— START —
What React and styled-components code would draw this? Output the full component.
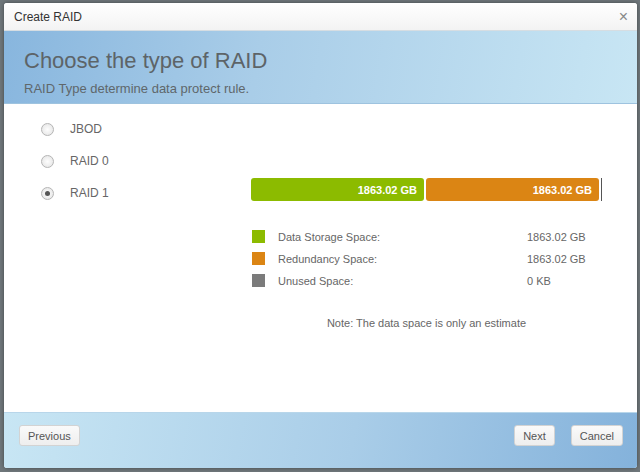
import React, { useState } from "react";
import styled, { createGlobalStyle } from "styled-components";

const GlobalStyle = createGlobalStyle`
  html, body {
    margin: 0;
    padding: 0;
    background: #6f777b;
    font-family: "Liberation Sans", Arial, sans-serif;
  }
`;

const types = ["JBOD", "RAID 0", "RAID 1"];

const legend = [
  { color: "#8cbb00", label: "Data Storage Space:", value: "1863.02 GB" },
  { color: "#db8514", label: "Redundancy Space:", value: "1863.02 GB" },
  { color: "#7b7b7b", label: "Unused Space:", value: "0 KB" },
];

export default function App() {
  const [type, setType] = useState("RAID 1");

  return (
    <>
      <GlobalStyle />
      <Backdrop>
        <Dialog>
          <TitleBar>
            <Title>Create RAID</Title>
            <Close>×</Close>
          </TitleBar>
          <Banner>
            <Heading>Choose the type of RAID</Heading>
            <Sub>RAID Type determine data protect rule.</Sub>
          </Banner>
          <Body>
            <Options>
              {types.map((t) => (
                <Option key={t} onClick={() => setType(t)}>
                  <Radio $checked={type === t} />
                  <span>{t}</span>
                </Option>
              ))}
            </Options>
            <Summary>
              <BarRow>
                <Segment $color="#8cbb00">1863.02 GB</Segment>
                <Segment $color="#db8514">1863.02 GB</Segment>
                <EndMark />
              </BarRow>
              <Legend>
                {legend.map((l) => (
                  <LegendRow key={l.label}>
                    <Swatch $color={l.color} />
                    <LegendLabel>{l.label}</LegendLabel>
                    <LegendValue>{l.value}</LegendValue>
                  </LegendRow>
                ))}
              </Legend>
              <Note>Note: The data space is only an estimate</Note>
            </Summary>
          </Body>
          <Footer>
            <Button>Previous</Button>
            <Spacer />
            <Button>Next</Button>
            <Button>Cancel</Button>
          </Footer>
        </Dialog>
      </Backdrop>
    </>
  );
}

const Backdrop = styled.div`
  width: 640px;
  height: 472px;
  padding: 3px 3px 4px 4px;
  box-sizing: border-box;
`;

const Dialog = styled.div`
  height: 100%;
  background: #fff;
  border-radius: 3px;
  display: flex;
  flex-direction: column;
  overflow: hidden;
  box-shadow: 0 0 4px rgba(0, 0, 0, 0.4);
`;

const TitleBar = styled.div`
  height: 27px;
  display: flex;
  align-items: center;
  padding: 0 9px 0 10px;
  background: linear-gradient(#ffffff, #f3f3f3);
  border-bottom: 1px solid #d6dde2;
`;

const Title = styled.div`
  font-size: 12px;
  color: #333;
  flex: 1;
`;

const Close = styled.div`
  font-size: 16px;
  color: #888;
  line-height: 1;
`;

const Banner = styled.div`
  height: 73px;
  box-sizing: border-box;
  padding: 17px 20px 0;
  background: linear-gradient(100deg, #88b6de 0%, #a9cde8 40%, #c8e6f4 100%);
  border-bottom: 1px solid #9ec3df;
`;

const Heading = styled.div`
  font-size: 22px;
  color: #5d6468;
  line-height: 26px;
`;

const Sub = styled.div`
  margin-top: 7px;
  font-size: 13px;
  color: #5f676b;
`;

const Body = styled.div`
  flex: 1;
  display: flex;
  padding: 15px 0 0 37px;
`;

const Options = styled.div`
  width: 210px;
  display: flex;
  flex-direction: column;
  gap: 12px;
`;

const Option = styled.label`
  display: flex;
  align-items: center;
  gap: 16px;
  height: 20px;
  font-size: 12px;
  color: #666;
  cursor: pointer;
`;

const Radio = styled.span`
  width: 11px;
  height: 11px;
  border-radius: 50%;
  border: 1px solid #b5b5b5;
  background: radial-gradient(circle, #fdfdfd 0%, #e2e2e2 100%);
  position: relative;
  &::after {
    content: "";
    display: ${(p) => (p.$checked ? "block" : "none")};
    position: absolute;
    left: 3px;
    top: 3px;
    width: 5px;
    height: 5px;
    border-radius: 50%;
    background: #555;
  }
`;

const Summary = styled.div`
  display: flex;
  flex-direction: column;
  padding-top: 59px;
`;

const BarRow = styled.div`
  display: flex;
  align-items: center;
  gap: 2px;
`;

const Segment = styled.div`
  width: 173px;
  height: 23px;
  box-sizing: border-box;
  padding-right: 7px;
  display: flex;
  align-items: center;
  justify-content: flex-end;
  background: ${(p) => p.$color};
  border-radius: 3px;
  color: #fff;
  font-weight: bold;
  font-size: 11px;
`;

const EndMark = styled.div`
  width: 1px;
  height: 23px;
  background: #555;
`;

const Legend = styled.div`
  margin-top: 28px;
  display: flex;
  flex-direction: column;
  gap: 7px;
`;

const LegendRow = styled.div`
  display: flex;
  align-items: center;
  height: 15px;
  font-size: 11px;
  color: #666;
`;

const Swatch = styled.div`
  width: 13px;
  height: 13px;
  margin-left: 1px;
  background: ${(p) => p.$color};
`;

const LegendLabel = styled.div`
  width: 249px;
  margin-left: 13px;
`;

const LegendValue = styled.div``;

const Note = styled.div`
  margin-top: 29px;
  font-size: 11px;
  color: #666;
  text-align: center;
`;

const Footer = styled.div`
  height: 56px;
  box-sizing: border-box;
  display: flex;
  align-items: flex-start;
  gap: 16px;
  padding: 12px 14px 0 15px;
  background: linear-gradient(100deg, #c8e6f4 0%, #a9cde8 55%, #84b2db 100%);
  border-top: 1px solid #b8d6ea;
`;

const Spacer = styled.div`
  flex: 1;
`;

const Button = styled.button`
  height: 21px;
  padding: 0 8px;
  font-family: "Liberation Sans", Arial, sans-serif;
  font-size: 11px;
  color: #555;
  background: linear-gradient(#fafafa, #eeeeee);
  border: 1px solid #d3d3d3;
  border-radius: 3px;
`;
— END —
Short task —
Set the data above down again exactly as given, with no pictures.

Result of this exercise —
What React and styled-components code would draw this? Output the full component.
import React, { useState } from "react";
import styled, { createGlobalStyle } from "styled-components";

const GlobalStyle = createGlobalStyle`
  html, body {
    margin: 0;
    padding: 0;
    background: #6f777b;
    font-family: "Liberation Sans", Arial, sans-serif;
  }
`;

const types = ["JBOD", "RAID 0", "RAID 1"];

const legend = [
  { color: "#8cbb00", label: "Data Storage Space:", value: "1863.02 GB" },
  { color: "#db8514", label: "Redundancy Space:", value: "1863.02 GB" },
  { color: "#7b7b7b", label: "Unused Space:", value: "0 KB" },
];

export default function App() {
  const [type, setType] = useState("RAID 1");

  return (
    <>
      <GlobalStyle />
      <Backdrop>
        <Dialog>
          <TitleBar>
            <Title>Create RAID</Title>
            <Close>×</Close>
          </TitleBar>
          <Banner>
            <Heading>Choose the type of RAID</Heading>
            <Sub>RAID Type determine data protect rule.</Sub>
          </Banner>
          <Body>
            <Options>
              {types.map((t) => (
                <Option key={t} onClick={() => setType(t)}>
                  <Radio $checked={type === t} />
                  <span>{t}</span>
                </Option>
              ))}
            </Options>
            <Summary>
              <BarRow>
                <Segment $color="#8cbb00">1863.02 GB</Segment>
                <Segment $color="#db8514">1863.02 GB</Segment>
                <EndMark />
              </BarRow>
              <Legend>
                {legend.map((l) => (
                  <LegendRow key={l.label}>
                    <Swatch $color={l.color} />
                    <LegendLabel>{l.label}</LegendLabel>
                    <LegendValue>{l.value}</LegendValue>
                  </LegendRow>
                ))}
              </Legend>
              <Note>Note: The data space is only an estimate</Note>
            </Summary>
          </Body>
          <Footer>
            <Button>Previous</Button>
            <Spacer />
            <Button>Next</Button>
            <Button>Cancel</Button>
          </Footer>
        </Dialog>
      </Backdrop>
    </>
  );
}

const Backdrop = styled.div`
  width: 640px;
  height: 472px;
  padding: 3px 3px 4px 4px;
  box-sizing: border-box;
`;

const Dialog = styled.div`
  height: 100%;
  background: #fff;
  border-radius: 3px;
  display: flex;
  flex-direction: column;
  overflow: hidden;
  box-shadow: 0 0 4px rgba(0, 0, 0, 0.4);
`;

const TitleBar = styled.div`
  height: 27px;
  display: flex;
  align-items: center;
  padding: 0 9px 0 10px;
  background: linear-gradient(#ffffff, #f3f3f3);
  border-bottom: 1px solid #d6dde2;
`;

const Title = styled.div`
  font-size: 12px;
  color: #333;
  flex: 1;
`;

const Close = styled.div`
  font-size: 16px;
  color: #888;
  line-height: 1;
`;

const Banner = styled.div`
  height: 73px;
  box-sizing: border-box;
  padding: 17px 20px 0;
  background: linear-gradient(100deg, #88b6de 0%, #a9cde8 40%, #c8e6f4 100%);
  border-bottom: 1px solid #9ec3df;
`;

const Heading = styled.div`
  font-size: 22px;
  color: #5d6468;
  line-height: 26px;
`;

const Sub = styled.div`
  margin-top: 7px;
  font-size: 13px;
  color: #5f676b;
`;

const Body = styled.div`
  flex: 1;
  display: flex;
  padding: 15px 0 0 37px;
`;

const Options = styled.div`
  width: 210px;
  display: flex;
  flex-direction: column;
  gap: 12px;
`;

const Option = styled.label`
  display: flex;
  align-items: center;
  gap: 16px;
  height: 20px;
  font-size: 12px;
  color: #666;
  cursor: pointer;
`;

const Radio = styled.span`
  width: 11px;
  height: 11px;
  border-radius: 50%;
  border: 1px solid #b5b5b5;
  background: radial-gradient(circle, #fdfdfd 0%, #e2e2e2 100%);
  position: relative;
  &::after {
    content: "";
    display: ${(p) => (p.$checked ? "block" : "none")};
    position: absolute;
    left: 3px;
    top: 3px;
    width: 5px;
    height: 5px;
    border-radius: 50%;
    background: #555;
  }
`;

const Summary = styled.div`
  display: flex;
  flex-direction: column;
  padding-top: 59px;
`;

const BarRow = styled.div`
  display: flex;
  align-items: center;
  gap: 2px;
`;

const Segment = styled.div`
  width: 173px;
  height: 23px;
  box-sizing: border-box;
  padding-right: 7px;
  display: flex;
  align-items: center;
  justify-content: flex-end;
  background: ${(p) => p.$color};
  border-radius: 3px;
  color: #fff;
  font-weight: bold;
  font-size: 11px;
`;

const EndMark = styled.div`
  width: 1px;
  height: 23px;
  background: #555;
`;

const Legend = styled.div`
  margin-top: 28px;
  display: flex;
  flex-direction: column;
  gap: 7px;
`;

const LegendRow = styled.div`
  display: flex;
  align-items: center;
  height: 15px;
  font-size: 11px;
  color: #666;
`;

const Swatch = styled.div`
  width: 13px;
  height: 13px;
  margin-left: 1px;
  background: ${(p) => p.$color};
`;

const LegendLabel = styled.div`
  width: 249px;
  margin-left: 13px;
`;

const LegendValue = styled.div``;

const Note = styled.div`
  margin-top: 29px;
  font-size: 11px;
  color: #666;
  text-align: center;
`;

const Footer = styled.div`
  height: 56px;
  box-sizing: border-box;
  display: flex;
  align-items: flex-start;
  gap: 16px;
  padding: 12px 14px 0 15px;
  background: linear-gradient(100deg, #c8e6f4 0%, #a9cde8 55%, #84b2db 100%);
  border-top: 1px solid #b8d6ea;
`;

const Spacer = styled.div`
  flex: 1;
`;

const Button = styled.button`
  height: 21px;
  padding: 0 8px;
  font-family: "Liberation Sans", Arial, sans-serif;
  font-size: 11px;
  color: #555;
  background: linear-gradient(#fafafa, #eeeeee);
  border: 1px solid #d3d3d3;
  border-radius: 3px;
`;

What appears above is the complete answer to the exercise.